I find that I want to answer your questions as an artists and then again as
a writer. I have different answers to the questions when I frame them as an
artist or as a writer. I wonder if you are interested in both?

Answering as an Artist:

As an artist, do you ever seek critiques of the art that you make?

I seldom seek critiques, and when people do comment, it is generally
pleasant and it feels very flattering. People will say, "I was moved by
your work...or "I just had to have it because I felt as though you made it
for me."

If not, why not?

While the comments feel really good, and they inspire me to keep on, I
really believe I would keep on anyway. I have no intention of redoing the
piece. They are one-of-a-kind, and I have no interest in knowing how to do
it better or what worked or didn't work. What I like most about creating my
art is the spontaneity and the firery impulsive decisions I make as I work.
I do not want my work to become methodical. I want it always to be fresh
and alive and not worked and reworked.

If so, why? From whom? When?
The highest compliment is people wanting to own your work.

What do you want to know from a critique of your work?

What is helpful to you?

What is not helpful to you?

I am sorry, Terry Barrett, but the way you asked these questions leaves me
out of the flow chart. I answered that I do not seek critique on my art
work. The piece is done. I brought it from an abstract idea to a reality.
Creating it gave me satisfaction.

I do not feel the same answering as a writer.
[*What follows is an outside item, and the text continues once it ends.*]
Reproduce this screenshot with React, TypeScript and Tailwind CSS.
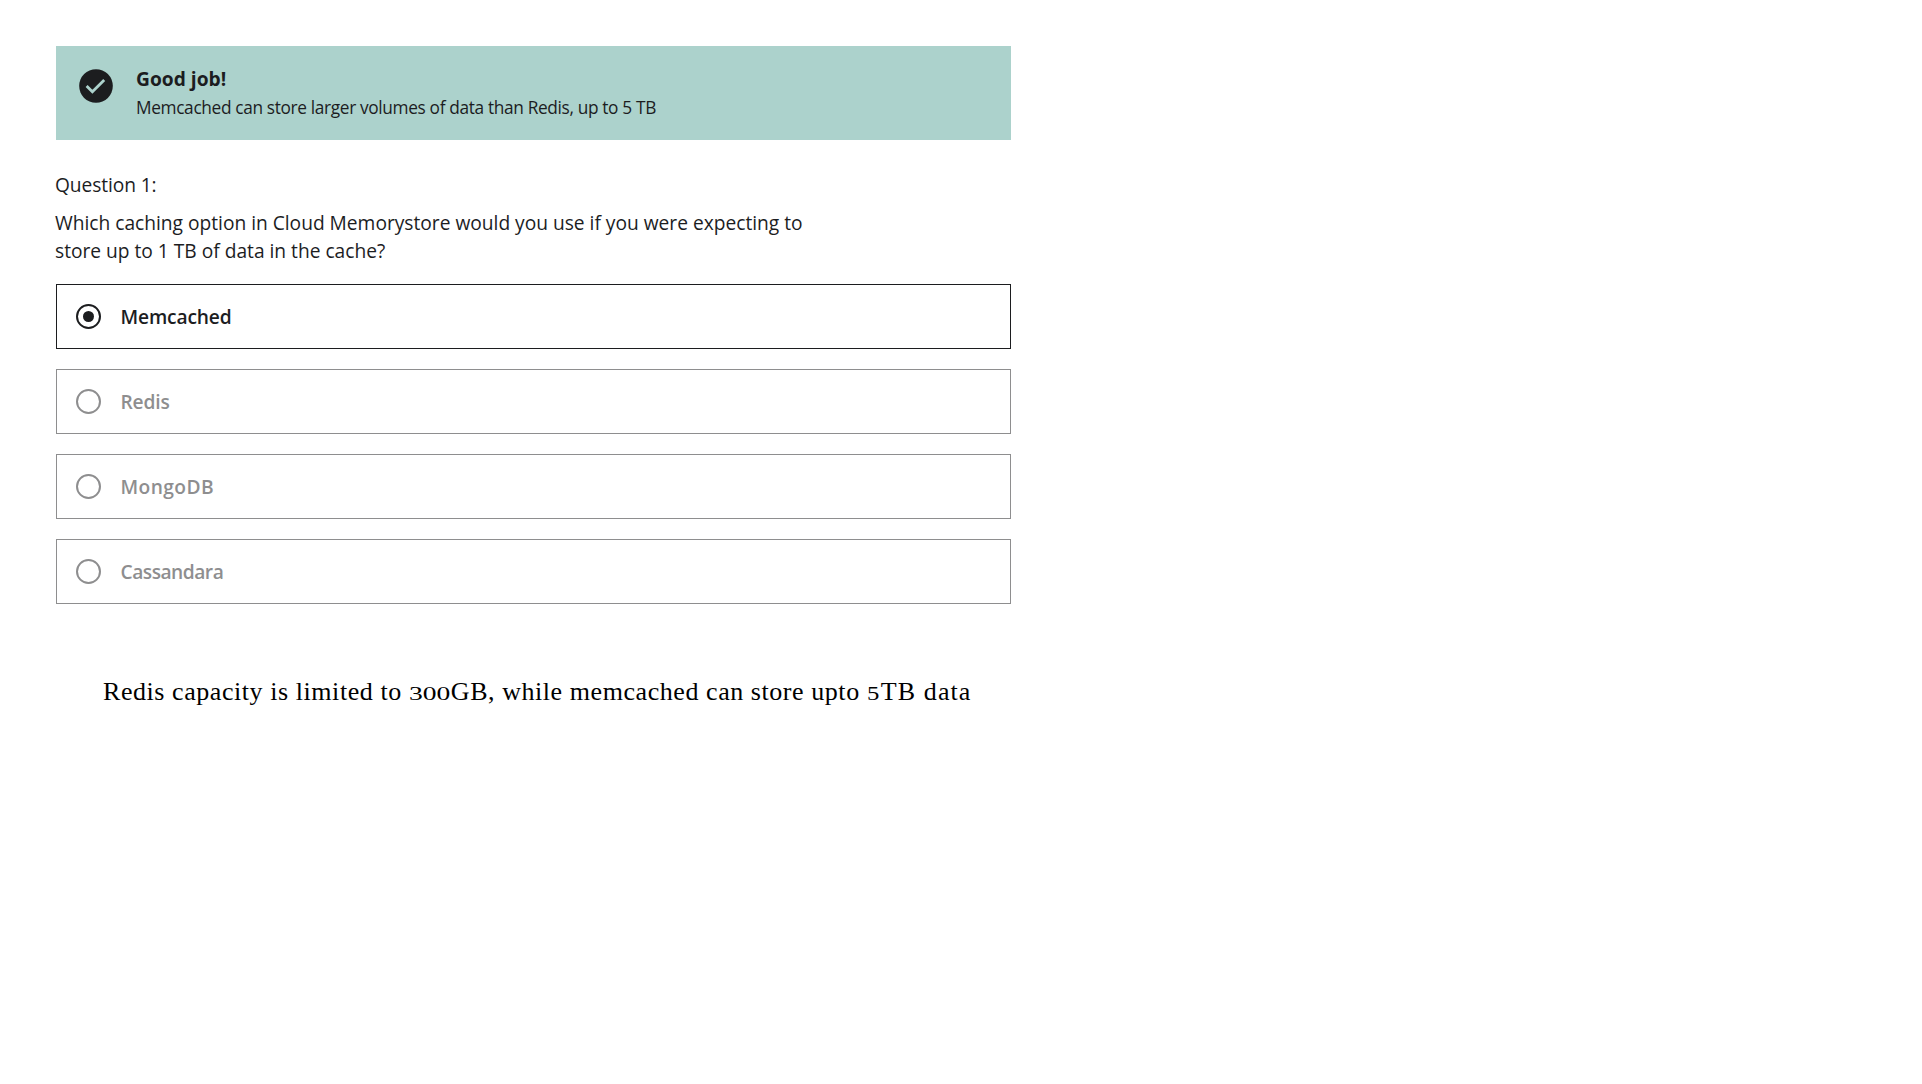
const options = [
  { label: 'Memcached', selected: true, tracking: 'tracking-[-0.15px]' },
  { label: 'Redis', selected: false, tracking: 'tracking-[-0.15px]' },
  { label: 'MongoDB', selected: false, tracking: 'tracking-[0.4px]' },
  { label: 'Cassandara', selected: false, tracking: 'tracking-[-0.5px]' },
];

function CheckCircle() {
  return (
    <svg className="mt-[23px] ml-[23px] size-[34px] shrink-0" viewBox="0 0 34 34">
      <circle cx="17" cy="17" r="16.8" fill="#1c1d1f" />
      <path d="M7.6 16.9 13.4 22.7 25.2 11" fill="none" stroke="#acd2cc" strokeWidth="2.8" />
    </svg>
  );
}

function Radio({ selected }: { selected: boolean }) {
  return (
    <span
      className={`flex size-[25px] shrink-0 items-center justify-center rounded-full border-2 ${
        selected ? 'border-[#1c1d1f]' : 'border-[#8e8e8f]'
      }`}
    >
      {selected && <span className="size-[11px] rounded-full bg-[#1c1d1f]" />}
    </span>
  );
}

export default function App() {
  return (
    <main className="min-h-screen bg-white pt-[46px] pl-14 font-['Open_Sans',sans-serif] text-[19.2px] leading-7 text-[#1c1d1f]">
      <div className="w-[955px]">
        <section className="flex h-[94px] bg-[#acd2cc]">
          <CheckCircle />
          <div className="mt-[19px] ml-[23px] whitespace-nowrap">
            <h2 className="font-bold">Good job!</h2>
            <p className="mt-[3px] text-[17.3px] leading-6 tracking-[-0.35px]">
              Memcached can store larger volumes of data than Redis, up to 5 TB
            </p>
          </div>
        </section>

        <div className="-ml-px">
          <p className="mt-[31px] tracking-[-0.1px]">Question 1:</p>
          <p className="mt-2.5 whitespace-nowrap tracking-[-0.01px]">
            Which caching option in Cloud Memorystore would you use if you were expecting to
            <br />
            store up to 1 TB of data in the cache?
          </p>
        </div>

        <ul className="mt-[19px] flex flex-col gap-5">
          {options.map(({ label, selected, tracking }) => (
            <li
              key={label}
              className={`flex h-[65px] items-center gap-[19.5px] border pl-[19px] font-semibold ${
                selected ? 'border-[#1c1d1f]' : 'border-[#8e8e8f] text-[#8e8e8f]'
              }`}
            >
              <Radio selected={selected} />
              <span className={tracking}>{label}</span>
            </li>
          ))}
        </ul>

        <p className="mt-[72px] ml-[47px] flex items-baseline font-['Liberation_Serif',serif] text-[26px] leading-8 tracking-[0.56px] whitespace-pre text-black">
          <span>Redis capacity is limited to </span>
          <span className="w-[42px] text-[19px] tracking-normal">
            <span className="inline-block origin-left scale-x-[1.45]">300</span>
          </span>
          <span>GB, while memcached can store upto </span>
          <span className="w-[14px] text-[19px] tracking-normal">
            <span className="inline-block origin-left scale-x-[1.3]">5</span>
          </span>
          <span className="tracking-[1.1px]">TB data</span>
        </p>
      </div>
    </main>
  );
}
As a writer, do you ever seek critiques of your writing?
Yes, all the time. I want to know what are the strong parts of the writing.
I want to know where I lost the reader. When I write, I want to tell my
story, and I am writing, not so much for myself, but for others. I want to
know if the reader can see the images I've painted with my words. I know
exactly what I mean in my writing, but I do not know what other people see
when they read my words.

If not, why not?

If so, why? From whom? When?
Oh, my goodness, I want criticism from anyone who will read my work. The
best criticism comes from people whose judgement I trust. Few people will
take the time to really read what I've written. When they give me feedback,
it is like a gift, and I treasure it. It is as if the are saying to me, "I
care about what you are doing, and I want to help you make it better."
Giving me feedback, negative or positive, is the highest compliment they pay
me. It is the way they show that they love me. I want the criticism early
in the piece--like in the fuzzy first draft stages...I want the criticism
after a second draft...after a third...I even want it when I think I'm finished.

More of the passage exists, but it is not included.